Paid Work Agreements: Social Enterprise within Recovery Housing

Creating Paid Work Agreements for Recovery Housing > Paid Work Agreements: Social Enterprise within Recovery Housing


Many recovery homes see the value in assisting residents with employment as a recovery goal. Connecting residents to employment and job training improves recovery related outcomes.  Therefore, a recovery housing program can start employment programs that teach job skills to a resident.

But an organization must be sure that they are keeping some separation between an employment program and the housing program.

For an example – a recovery home starts a social enterprise where a resident living in the recovery home learn a job skill, such as catering.  A resident moves into the home and starts working at a catering company that works as a social enterprise.

After a couple of weeks, the resident realizes how much they dislike working in food service, so, the resident quits the job training program and gets a job at a retail store as a cashier.

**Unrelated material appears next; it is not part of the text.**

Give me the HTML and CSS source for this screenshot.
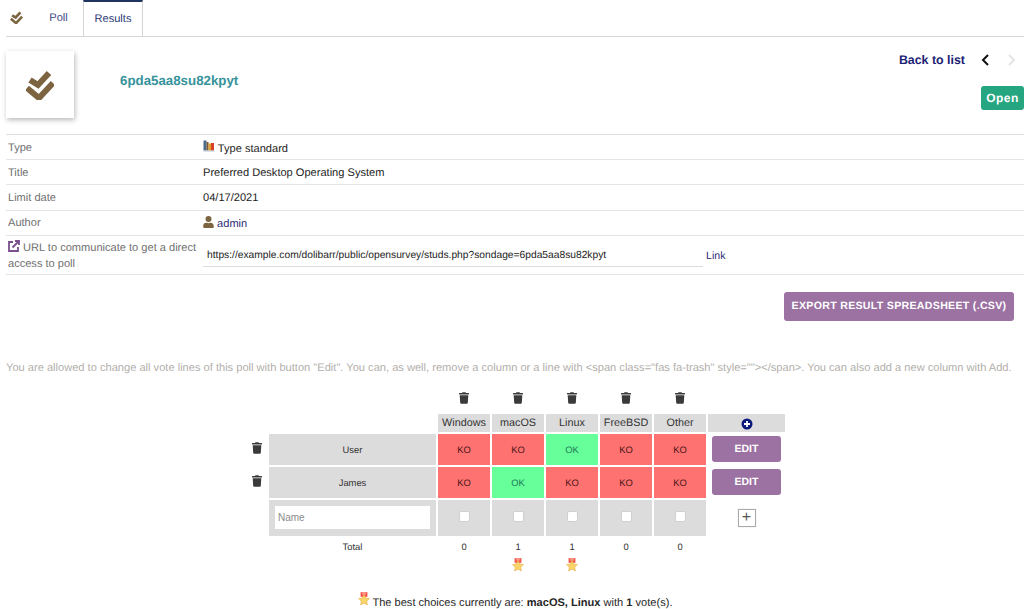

Now, the resident has a job, is still paying their rent, and is otherwise engaged in all of the recovery oriented programming in house.

This resident should not automatically lose their housing because food service and catering turned out not to be their career path.  Even if they are not participating in the social enterprise that is associated with the recovery home, they are still meeting their recovery goals and should be able to continue to live in the recovery home.

Similarly, if something happens in an employment situation where a resident loses their job, they should not automatically lose their housing as well.